**Set exercise**
Take the line containing "Reproduce this screenshot" as the first line and the line containing "string; value?: ReactNode" as the last, and output that span verbatim without any images.

**The records**
Start

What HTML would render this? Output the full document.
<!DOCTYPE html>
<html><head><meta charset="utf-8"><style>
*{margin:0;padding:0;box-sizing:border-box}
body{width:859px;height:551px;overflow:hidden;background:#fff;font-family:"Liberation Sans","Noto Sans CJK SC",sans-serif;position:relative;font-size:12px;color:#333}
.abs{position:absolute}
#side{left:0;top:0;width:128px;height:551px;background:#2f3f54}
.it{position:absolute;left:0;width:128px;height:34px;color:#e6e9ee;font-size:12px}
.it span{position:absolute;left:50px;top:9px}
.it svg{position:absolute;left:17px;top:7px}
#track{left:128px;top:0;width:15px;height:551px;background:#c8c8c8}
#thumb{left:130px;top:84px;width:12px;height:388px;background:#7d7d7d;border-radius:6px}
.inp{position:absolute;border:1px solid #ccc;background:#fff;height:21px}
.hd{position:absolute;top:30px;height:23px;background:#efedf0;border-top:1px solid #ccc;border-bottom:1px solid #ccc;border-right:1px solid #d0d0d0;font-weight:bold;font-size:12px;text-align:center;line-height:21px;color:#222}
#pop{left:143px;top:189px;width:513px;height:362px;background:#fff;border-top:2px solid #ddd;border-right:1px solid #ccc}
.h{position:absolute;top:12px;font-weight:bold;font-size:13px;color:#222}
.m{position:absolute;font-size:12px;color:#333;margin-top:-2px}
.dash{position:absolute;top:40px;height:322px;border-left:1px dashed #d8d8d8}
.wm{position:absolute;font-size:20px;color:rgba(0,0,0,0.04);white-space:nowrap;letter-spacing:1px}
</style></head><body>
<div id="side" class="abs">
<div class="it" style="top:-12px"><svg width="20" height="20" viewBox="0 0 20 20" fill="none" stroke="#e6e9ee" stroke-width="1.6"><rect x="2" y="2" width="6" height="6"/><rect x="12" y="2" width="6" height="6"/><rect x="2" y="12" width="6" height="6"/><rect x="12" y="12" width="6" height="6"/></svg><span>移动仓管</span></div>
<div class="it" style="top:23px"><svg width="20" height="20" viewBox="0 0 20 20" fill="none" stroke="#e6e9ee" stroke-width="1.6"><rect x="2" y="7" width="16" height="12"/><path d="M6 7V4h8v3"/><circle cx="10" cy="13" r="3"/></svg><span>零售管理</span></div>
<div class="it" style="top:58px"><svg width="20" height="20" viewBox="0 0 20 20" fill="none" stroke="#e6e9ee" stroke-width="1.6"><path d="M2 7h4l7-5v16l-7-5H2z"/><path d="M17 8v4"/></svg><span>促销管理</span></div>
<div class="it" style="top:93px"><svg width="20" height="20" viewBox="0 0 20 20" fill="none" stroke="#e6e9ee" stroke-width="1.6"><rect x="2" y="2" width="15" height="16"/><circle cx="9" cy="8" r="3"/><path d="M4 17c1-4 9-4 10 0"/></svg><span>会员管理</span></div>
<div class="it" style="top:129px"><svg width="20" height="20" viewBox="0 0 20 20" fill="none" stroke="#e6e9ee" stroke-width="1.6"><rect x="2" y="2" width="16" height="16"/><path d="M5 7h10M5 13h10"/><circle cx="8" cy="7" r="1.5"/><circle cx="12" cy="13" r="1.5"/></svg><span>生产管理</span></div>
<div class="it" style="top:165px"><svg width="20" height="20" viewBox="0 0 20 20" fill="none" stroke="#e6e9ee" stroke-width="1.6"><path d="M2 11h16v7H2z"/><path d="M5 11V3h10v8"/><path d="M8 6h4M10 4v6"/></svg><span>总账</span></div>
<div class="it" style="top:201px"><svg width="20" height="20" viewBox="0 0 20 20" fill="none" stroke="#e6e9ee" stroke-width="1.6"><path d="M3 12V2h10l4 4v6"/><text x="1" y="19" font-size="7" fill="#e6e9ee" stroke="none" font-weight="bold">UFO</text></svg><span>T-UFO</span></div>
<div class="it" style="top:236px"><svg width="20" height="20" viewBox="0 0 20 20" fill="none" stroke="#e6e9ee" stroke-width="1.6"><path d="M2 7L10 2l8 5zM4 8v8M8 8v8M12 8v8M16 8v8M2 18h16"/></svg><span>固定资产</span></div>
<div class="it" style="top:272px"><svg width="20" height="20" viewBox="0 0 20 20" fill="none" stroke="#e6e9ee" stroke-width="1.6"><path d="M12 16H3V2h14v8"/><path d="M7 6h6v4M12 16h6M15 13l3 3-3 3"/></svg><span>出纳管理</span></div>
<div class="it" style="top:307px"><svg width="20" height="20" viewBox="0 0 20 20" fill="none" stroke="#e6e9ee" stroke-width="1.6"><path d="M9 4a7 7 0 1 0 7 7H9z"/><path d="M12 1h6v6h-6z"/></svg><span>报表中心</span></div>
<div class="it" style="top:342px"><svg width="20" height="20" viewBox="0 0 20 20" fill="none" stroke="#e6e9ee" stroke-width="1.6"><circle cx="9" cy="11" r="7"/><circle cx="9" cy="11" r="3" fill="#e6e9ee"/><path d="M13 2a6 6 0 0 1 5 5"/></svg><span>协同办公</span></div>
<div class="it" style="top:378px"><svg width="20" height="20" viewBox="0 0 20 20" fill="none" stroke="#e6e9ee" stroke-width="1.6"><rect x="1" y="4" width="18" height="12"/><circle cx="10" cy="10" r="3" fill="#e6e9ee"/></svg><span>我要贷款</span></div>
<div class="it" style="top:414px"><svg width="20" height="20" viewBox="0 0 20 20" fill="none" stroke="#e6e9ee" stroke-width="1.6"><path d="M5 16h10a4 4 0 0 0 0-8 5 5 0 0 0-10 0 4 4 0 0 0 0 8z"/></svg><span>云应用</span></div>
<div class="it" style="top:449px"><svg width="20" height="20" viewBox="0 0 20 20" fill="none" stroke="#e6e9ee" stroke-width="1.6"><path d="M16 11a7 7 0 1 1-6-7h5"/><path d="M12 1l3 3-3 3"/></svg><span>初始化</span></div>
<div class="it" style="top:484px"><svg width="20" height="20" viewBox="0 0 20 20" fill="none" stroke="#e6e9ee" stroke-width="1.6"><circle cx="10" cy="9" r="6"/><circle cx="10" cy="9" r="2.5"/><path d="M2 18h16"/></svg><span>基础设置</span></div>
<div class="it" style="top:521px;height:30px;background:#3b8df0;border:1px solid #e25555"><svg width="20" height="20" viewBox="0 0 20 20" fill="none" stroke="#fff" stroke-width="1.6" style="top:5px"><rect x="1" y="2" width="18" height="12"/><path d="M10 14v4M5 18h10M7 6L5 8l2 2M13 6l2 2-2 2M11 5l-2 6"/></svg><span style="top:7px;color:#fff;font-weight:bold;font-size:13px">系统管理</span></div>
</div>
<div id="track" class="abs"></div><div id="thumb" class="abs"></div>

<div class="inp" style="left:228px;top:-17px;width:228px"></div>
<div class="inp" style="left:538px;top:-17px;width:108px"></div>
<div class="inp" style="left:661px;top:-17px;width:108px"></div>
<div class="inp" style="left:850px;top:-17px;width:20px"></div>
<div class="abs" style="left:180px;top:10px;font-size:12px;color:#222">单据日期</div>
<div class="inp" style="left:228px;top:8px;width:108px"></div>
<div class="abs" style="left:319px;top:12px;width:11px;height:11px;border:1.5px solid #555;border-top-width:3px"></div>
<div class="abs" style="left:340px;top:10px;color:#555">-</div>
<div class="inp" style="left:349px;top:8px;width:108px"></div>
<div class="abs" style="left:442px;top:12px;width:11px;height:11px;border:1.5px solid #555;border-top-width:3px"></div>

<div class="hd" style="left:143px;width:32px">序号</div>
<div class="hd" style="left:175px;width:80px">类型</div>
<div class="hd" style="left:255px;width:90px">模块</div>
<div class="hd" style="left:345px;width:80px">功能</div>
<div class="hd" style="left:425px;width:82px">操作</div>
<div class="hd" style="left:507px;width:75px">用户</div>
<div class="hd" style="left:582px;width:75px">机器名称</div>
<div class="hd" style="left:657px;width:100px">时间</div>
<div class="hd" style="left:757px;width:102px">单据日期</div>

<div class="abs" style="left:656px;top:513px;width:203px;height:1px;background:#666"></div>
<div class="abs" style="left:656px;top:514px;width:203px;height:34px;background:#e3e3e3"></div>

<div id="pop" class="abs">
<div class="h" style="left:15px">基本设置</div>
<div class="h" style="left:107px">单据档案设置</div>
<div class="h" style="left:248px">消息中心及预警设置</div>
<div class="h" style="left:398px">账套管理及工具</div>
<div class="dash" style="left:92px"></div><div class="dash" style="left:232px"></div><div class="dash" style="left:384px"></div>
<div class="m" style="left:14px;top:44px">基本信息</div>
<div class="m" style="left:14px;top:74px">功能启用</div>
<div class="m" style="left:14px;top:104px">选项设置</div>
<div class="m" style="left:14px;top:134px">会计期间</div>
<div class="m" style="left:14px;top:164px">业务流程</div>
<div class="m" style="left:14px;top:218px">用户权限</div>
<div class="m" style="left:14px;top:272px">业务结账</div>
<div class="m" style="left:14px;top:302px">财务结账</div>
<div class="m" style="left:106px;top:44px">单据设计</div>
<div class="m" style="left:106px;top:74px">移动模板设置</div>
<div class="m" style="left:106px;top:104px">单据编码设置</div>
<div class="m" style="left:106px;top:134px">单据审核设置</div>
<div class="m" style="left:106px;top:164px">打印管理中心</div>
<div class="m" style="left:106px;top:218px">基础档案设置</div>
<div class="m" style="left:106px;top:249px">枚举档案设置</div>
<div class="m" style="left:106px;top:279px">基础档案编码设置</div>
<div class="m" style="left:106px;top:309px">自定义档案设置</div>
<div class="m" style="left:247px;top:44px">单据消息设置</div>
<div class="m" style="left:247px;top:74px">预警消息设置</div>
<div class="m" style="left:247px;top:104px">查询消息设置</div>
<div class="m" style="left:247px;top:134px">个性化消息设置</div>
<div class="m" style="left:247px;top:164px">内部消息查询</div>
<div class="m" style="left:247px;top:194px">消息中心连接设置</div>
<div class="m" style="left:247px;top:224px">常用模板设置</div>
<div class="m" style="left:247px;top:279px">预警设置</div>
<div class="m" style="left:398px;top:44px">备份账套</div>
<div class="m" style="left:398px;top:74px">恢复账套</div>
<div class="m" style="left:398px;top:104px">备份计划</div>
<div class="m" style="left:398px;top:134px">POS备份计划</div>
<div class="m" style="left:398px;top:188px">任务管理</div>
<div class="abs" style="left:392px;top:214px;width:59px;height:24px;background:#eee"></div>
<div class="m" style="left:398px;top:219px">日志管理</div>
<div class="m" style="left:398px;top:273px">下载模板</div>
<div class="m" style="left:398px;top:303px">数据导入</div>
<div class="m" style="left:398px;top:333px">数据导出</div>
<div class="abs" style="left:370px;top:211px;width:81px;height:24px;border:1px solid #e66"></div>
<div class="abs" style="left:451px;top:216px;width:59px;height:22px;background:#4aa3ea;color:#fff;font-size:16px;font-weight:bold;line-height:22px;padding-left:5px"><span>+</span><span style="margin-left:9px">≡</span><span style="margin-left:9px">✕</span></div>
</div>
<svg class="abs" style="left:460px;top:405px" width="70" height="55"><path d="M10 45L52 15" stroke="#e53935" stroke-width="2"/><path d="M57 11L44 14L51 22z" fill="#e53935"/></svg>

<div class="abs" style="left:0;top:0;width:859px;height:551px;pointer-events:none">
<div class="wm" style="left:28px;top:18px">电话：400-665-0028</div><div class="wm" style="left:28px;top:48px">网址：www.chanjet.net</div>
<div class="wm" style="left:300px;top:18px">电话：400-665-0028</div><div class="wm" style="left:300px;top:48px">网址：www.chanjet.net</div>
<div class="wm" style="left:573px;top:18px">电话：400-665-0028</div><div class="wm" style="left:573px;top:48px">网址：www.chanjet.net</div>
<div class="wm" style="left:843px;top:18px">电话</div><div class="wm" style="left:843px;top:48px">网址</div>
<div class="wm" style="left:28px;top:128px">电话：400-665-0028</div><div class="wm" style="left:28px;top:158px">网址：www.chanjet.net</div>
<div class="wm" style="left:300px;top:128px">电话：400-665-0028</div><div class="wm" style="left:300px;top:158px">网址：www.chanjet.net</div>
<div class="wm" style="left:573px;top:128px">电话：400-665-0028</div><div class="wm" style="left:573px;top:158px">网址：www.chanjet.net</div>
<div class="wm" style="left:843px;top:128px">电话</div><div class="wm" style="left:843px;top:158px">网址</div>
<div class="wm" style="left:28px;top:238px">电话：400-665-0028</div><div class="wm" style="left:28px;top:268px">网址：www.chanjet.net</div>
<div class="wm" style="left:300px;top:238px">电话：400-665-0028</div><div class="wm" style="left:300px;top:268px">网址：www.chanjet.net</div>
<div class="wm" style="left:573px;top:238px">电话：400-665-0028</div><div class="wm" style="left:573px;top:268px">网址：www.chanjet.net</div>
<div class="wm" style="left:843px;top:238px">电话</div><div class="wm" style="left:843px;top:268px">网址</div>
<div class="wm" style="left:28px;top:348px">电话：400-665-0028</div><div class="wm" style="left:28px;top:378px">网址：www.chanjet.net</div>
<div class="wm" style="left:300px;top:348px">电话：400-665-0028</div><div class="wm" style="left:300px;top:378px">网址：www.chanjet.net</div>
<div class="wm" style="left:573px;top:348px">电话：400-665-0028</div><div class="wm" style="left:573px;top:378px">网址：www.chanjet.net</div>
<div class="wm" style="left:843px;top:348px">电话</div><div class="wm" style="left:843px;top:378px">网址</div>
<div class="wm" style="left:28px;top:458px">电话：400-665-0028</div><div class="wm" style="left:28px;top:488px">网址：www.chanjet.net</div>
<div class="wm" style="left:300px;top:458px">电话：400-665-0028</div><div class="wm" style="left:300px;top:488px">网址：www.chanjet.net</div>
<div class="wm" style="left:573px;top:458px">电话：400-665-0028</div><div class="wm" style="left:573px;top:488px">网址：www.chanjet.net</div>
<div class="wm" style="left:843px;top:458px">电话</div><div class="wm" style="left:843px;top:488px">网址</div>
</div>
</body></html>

End
Start

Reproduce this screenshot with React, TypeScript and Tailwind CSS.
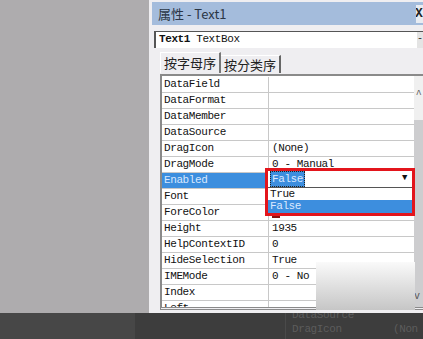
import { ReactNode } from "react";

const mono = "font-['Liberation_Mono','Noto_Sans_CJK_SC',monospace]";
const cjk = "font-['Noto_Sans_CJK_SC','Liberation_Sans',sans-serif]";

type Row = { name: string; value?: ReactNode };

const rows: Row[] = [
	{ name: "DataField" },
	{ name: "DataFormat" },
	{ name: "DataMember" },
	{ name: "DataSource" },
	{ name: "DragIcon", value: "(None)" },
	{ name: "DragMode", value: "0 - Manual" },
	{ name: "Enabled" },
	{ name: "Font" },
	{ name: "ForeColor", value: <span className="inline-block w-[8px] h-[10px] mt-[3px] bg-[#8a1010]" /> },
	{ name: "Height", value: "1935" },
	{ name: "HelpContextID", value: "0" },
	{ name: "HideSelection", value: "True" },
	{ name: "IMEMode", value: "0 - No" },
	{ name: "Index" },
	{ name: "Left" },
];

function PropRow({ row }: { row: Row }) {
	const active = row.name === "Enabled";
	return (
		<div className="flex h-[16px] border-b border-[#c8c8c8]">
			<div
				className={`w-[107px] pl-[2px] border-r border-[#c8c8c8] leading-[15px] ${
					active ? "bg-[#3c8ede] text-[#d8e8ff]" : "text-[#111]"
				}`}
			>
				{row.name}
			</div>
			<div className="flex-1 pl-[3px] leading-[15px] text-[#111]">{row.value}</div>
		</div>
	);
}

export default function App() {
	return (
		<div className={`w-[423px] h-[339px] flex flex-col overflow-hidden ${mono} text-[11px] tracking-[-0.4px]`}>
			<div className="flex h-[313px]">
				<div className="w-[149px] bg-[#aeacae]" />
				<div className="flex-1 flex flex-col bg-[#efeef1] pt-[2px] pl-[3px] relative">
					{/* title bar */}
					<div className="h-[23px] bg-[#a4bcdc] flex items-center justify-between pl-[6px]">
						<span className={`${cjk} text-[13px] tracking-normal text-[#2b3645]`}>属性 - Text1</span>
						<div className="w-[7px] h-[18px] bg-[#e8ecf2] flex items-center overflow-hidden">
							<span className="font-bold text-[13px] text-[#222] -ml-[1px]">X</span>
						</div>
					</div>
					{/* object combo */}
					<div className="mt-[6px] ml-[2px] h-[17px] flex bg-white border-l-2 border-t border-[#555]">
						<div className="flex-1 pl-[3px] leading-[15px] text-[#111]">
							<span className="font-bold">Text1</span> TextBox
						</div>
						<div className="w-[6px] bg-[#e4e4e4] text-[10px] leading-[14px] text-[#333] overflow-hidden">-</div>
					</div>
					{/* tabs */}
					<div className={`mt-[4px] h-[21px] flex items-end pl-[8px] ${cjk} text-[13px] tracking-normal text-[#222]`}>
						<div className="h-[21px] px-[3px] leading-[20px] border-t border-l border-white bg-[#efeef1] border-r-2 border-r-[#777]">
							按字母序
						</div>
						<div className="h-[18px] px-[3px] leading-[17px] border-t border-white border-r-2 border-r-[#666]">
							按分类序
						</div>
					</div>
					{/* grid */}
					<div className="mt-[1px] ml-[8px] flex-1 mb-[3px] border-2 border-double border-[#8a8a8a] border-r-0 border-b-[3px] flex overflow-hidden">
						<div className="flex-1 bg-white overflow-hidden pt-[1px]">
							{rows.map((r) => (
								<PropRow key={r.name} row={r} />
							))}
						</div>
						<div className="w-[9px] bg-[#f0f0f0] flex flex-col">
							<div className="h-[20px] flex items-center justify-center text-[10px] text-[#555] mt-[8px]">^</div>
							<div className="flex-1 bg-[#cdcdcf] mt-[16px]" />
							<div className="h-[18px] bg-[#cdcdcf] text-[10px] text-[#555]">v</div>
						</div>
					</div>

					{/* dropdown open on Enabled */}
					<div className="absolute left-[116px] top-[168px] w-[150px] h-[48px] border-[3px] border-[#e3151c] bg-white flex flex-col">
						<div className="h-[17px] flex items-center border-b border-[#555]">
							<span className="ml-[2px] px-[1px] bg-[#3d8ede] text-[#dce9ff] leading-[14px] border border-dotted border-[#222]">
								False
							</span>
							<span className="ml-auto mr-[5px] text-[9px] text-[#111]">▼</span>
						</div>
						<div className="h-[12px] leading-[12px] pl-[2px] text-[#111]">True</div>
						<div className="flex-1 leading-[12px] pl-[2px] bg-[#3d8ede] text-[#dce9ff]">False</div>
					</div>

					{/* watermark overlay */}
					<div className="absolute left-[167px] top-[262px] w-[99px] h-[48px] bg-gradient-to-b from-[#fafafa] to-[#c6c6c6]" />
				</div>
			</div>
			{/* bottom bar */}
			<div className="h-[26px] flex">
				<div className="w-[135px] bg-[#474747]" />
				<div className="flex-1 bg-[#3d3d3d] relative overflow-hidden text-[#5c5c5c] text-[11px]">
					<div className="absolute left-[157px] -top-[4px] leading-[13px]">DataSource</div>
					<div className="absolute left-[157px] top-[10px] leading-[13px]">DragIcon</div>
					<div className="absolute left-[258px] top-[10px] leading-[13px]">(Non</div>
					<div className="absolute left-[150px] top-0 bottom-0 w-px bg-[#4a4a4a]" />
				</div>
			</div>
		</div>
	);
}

End

**Complete output**
Reproduce this screenshot with React, TypeScript and Tailwind CSS.
import { ReactNode } from "react";

const mono = "font-['Liberation_Mono','Noto_Sans_CJK_SC',monospace]";
const cjk = "font-['Noto_Sans_CJK_SC','Liberation_Sans',sans-serif]";

type Row = { name: string; value?: ReactNode };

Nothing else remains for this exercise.